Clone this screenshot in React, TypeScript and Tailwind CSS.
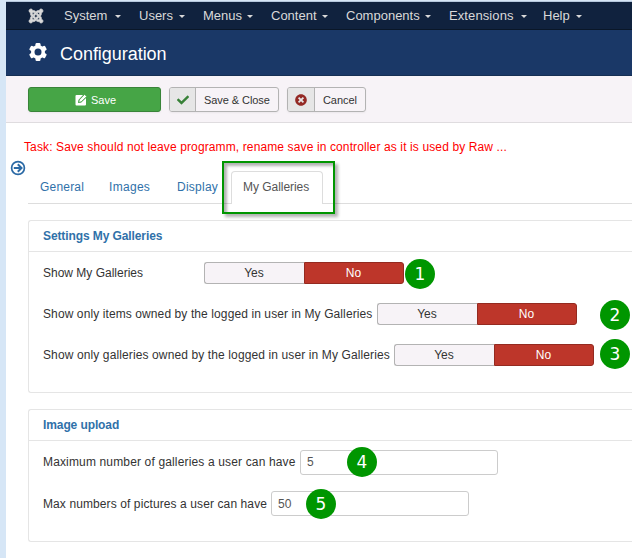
import type { ReactNode } from "react";
import { FaCheck, FaTimesCircle, FaJoomla } from "react-icons/fa";

function MenuItem({ label, className }: { label: string; className: string }) {
  return (
    <div className={`flex items-center shrink-0 ${className}`}>
      <span>{label}</span>
      <svg className="ml-auto mt-[2px]" width="6" height="3" viewBox="0 0 6 3"><path d="M0 0h6L3 3z" fill="#d9d9d9" /></svg>
    </div>
  );
}

function GearIcon() {
  return (
    <svg className="mt-[-1px] mr-[14px] shrink-0" width="18" height="18" viewBox="-9 -9 18 18" fill="#fff">
      <g>
        <rect x="-2.5" y="-9" width="5" height="18" rx="1.2" />
        <rect x="-2.5" y="-9" width="5" height="18" rx="1.2" transform="rotate(60)" />
        <rect x="-2.5" y="-9" width="5" height="18" rx="1.2" transform="rotate(120)" />
        <circle r="7" />
      </g>
      <circle r="3.5" fill="#1a3867" />
    </svg>
  );
}

function SaveIcon() {
  return (
    <svg width="12" height="12" viewBox="0 0 12 12">
      <path d="M1.5 1H8L3.6 5.7 3 9l3.3-.6L11 4v6.5a1 1 0 0 1-1 1H1.5a1 1 0 0 1-1-1V2a1 1 0 0 1 1-1z" fill="#fff" />
      <path d="M9.6.4 11.7 2.5 6.2 7.8 3.8 8.3l.5-2.4z" fill="#fff" stroke="#46a546" strokeWidth=".7" />
    </svg>
  );
}

function Badge({ n, className }: { n: number; className: string }) {
  return (
    <span className={`absolute flex size-[30px] items-center justify-center rounded-full bg-[#009600] font-['DejaVu_Sans',sans-serif] text-[17px] leading-none text-white ${className}`}>{n}</span>
  );
}

function YesNo() {
  return (
    <div className="flex h-[22px] w-[200px] shrink-0 text-center text-[12px] leading-[20px]">
      <div className="w-[100px] rounded-l-[3px] border border-r-0 border-[#b3b3b3] bg-[#f7f3f7] pr-px">Yes</div>
      <div className="w-[100px] rounded-r-[3px] border border-[#942a20] bg-[#bd362a] pr-px text-white">No</div>
    </div>
  );
}

function Panel({ title, className, children }: { title: ReactNode; className: string; children: ReactNode }) {
  return (
    <section className={`ml-[22px] rounded-l-[3px] border border-r-0 border-[#e5e5e5] ${className}`}>
      <h2 className="h-[31px] border-b border-[#e5e5e5] pl-[14px] text-[12px] leading-[30px] font-bold tracking-[-0.1px] text-[#3071a9]">{title}</h2>
      {children}
    </section>
  );
}

export default function App() {
  return (
    <div className="h-[558px] w-[632px] overflow-hidden bg-[#d6e6f6] pt-px pl-[6px] font-['Liberation_Sans',Arial,sans-serif] text-[12px] text-[#333]">
      <div className="h-[557px] border-t border-[#b5c7dc] bg-white">
        <nav className="flex h-[28px] items-center border-b border-[#0a1728] bg-[#10223e] pl-[22px] text-[13px] text-[#d9d9d9]">
          <FaJoomla className="mr-[20px] size-[16px] shrink-0" stroke="currentColor" strokeWidth="22" />
          <MenuItem label="System" className="mr-[18px] w-[57px]" />
          <MenuItem label="Users" className="mr-[18px] w-[46px]" />
          <MenuItem label="Menus" className="mr-[18px] w-[50px]" />
          <MenuItem label="Content" className="mr-[18px] w-[57px]" />
          <MenuItem label="Components" className="mr-[18px] w-[85px]" />
          <MenuItem label="Extensions" className="mr-[16px] w-[78px] tracking-[0.1px]" />
          <MenuItem label="Help" className="w-[39px]" />
        </nav>

        <header className="flex h-[46px] items-center border-b border-[#152f53] bg-[#1a3867] pl-[23px] text-white">
          <GearIcon />
          <h1 className="ml-[-1px] pt-[2px] text-[18px] leading-none tracking-[-0.04px]">Configuration</h1>
        </header>

        <div className="flex h-[47px] items-start border-b border-[#dfdcdf] bg-[#f7f3f7] pt-[11px] pl-[22px] text-[11px]">
          <button className="mr-[8px] flex h-[25px] w-[133px] items-center justify-center gap-[4px] rounded-[3px] border border-[#398439] bg-[#46a546] pt-px pl-[2px] text-white shadow-[0_1px_2px_rgba(0,0,0,0.05)]">
            <SaveIcon />
            <span>Save</span>
          </button>
          <button className="mr-[8px] flex h-[25px] w-[110px] rounded-[3px] border border-[#b3b3b3] leading-[24px] shadow-[0_1px_2px_rgba(0,0,0,0.05)]">
            <span className="flex h-full w-[26px] items-center justify-center rounded-l-[2px] border-r border-[#b3b3b3] bg-[#e6e6e6] text-[#378137]"><FaCheck className="size-[12px]" /></span>
            <span className="ml-[8px] whitespace-nowrap tracking-[-0.07px]">Save &amp; Close</span>
          </button>
          <button className="flex h-[25px] w-[79px] rounded-[3px] border border-[#b3b3b3] leading-[24px] shadow-[0_1px_2px_rgba(0,0,0,0.05)]">
            <span className="flex h-full w-[27px] items-center justify-center rounded-l-[2px] border-r border-[#b3b3b3] bg-[#e6e6e6] text-[#942a25]"><FaTimesCircle className="size-[12px]" /></span>
            <span className="ml-[8px] tracking-[-0.07px]">Cancel</span>
          </button>
        </div>

        <p className="mt-[15px] ml-[18px] h-[18px] text-[12px] leading-[18px] tracking-[0.122px] whitespace-nowrap text-[#f00]">Task: Save should not leave programm, rename save in controller as it is used by Raw ...</p>

        <div className="relative flex h-[48px] items-end">
          <svg className="absolute top-[4px] left-[4px]" width="16" height="16" viewBox="0 0 16 16" fill="none" stroke="#2a69a5">
            <circle cx="8" cy="8" r="6.4" strokeWidth="1.7" />
            <path d="M3.8 8h7.2M7.8 4.3 11.5 8l-3.7 3.7" strokeWidth="2" />
          </svg>
          <div className="ml-[22px] flex h-[33px] flex-1 border-b border-[#ddd] text-[12px] leading-[32px] text-[#3071a9]">
            <span className="w-[69px] pl-[12px] tracking-[0.2px]">General</span>
            <span className="w-[68px] pl-[12px] tracking-[0.3px]">Images</span>
            <span className="w-[66px] pl-[12px] tracking-[0.25px]">Display</span>
            <span className="h-[33px] w-[92px] rounded-t-[4px] border border-b-0 border-[#ddd] bg-white pl-[11px] leading-[31px] tracking-[-0.04px] text-[#555]">My Galleries</span>
          </div>
          <div className="absolute top-[5px] left-[216px] h-[53px] w-[113px] border-2 border-[#009600] shadow-[3px_3px_3px_rgba(0,0,0,0.3),inset_3px_3px_3px_rgba(0,0,0,0.3)]" />
        </div>

        <Panel title="Settings My Galleries" className="mt-[16px] h-[173px]">
          <div className="relative mt-[10px] flex h-[22px] items-center pl-[14px]">
            <span className="w-[161px]">Show My Galleries</span>
            <YesNo />
            <Badge n={1} className="top-[-3px] left-[376px]" />
          </div>
          <div className="relative mt-[19px] flex h-[22px] items-center pl-[14px]">
            <span className="w-[334px] tracking-[0.1px] whitespace-nowrap">Show only items owned by the logged in user in My Galleries</span>
            <YesNo />
            <Badge n={2} className="top-[-3px] left-[571px]" />
          </div>
          <div className="relative mt-[19px] flex h-[22px] items-center pl-[14px]">
            <span className="w-[351px] tracking-[0.117px] whitespace-nowrap">Show only galleries owned by the logged in user in My Galleries</span>
            <YesNo />
            <Badge n={3} className="top-[-5px] left-[571px]" />
          </div>
        </Panel>

        <Panel title="Image upload" className="mt-[16px] h-[133px]">
          <div className="relative mt-[9px] flex h-[25px] items-center pl-[14px]">
            <span className="w-[257px] pb-px tracking-[0.15px] whitespace-nowrap">Maximum number of galleries a user can have</span>
            <div className="h-[25px] w-[198px] rounded-[3px] border border-[#ccc] pl-[6px] leading-[23px] text-[#555]">5</div>
            <Badge n={4} className="top-[-3px] left-[318px]" />
          </div>
          <div className="relative mt-[16px] flex h-[25px] items-center pl-[14px]">
            <span className="w-[228px] tracking-[0.1px] whitespace-nowrap">Max numbers of pictures a user can have</span>
            <div className="h-[25px] w-[198px] rounded-[3px] border border-[#ccc] pl-[6px] leading-[24px] text-[#555]">50</div>
            <Badge n={5} className="top-[-2px] left-[277px]" />
          </div>
        </Panel>
      </div>
    </div>
  );
}
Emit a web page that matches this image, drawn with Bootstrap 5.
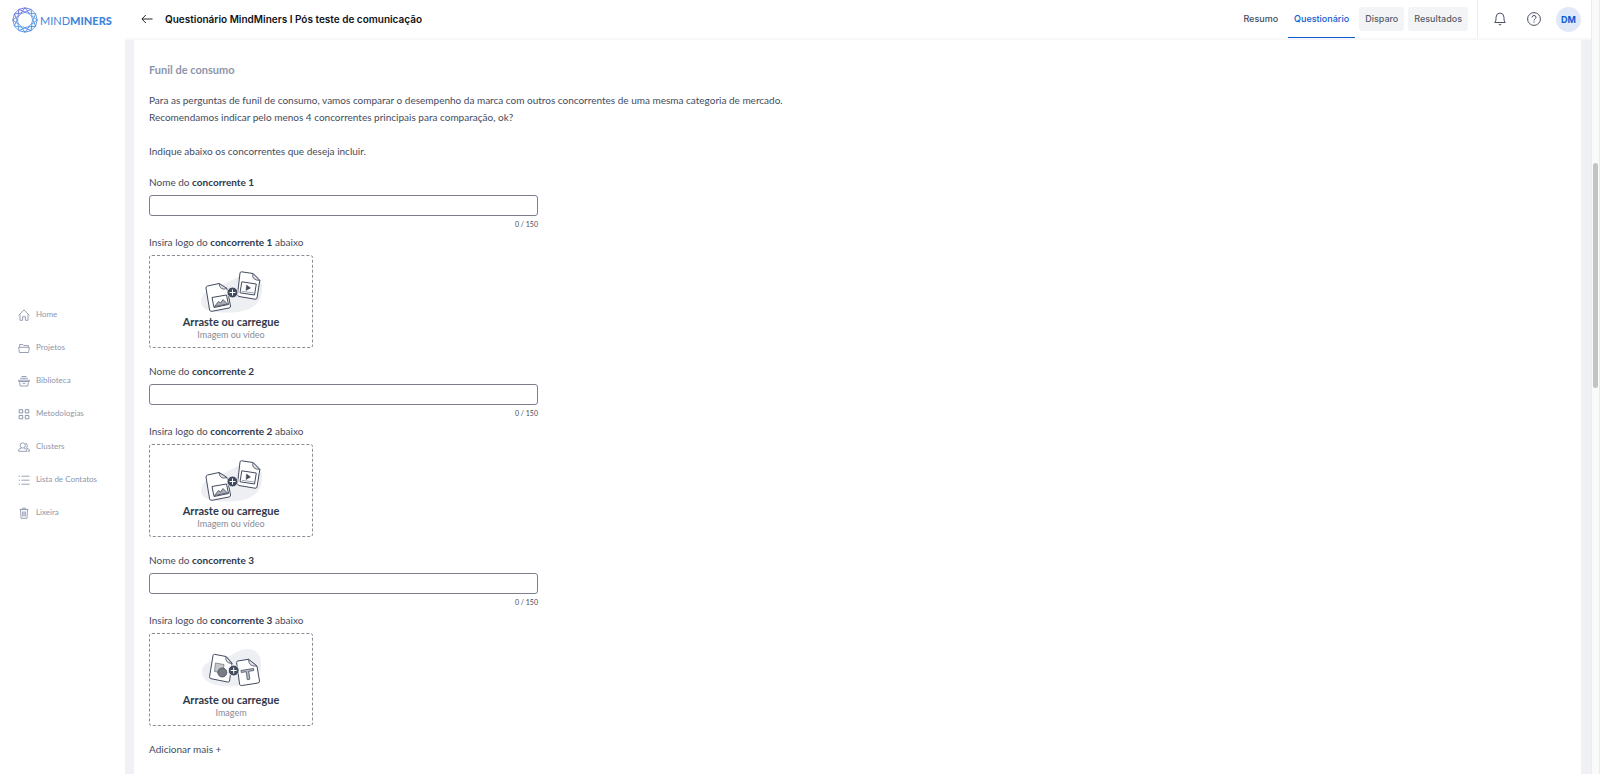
*-*-*
Pull out every line holding "this" from the records above, and copy it.

Clone this screenshot in React, TypeScript and Tailwind CSS.
Emit a web page that matches this image, drawn with Bootstrap 5.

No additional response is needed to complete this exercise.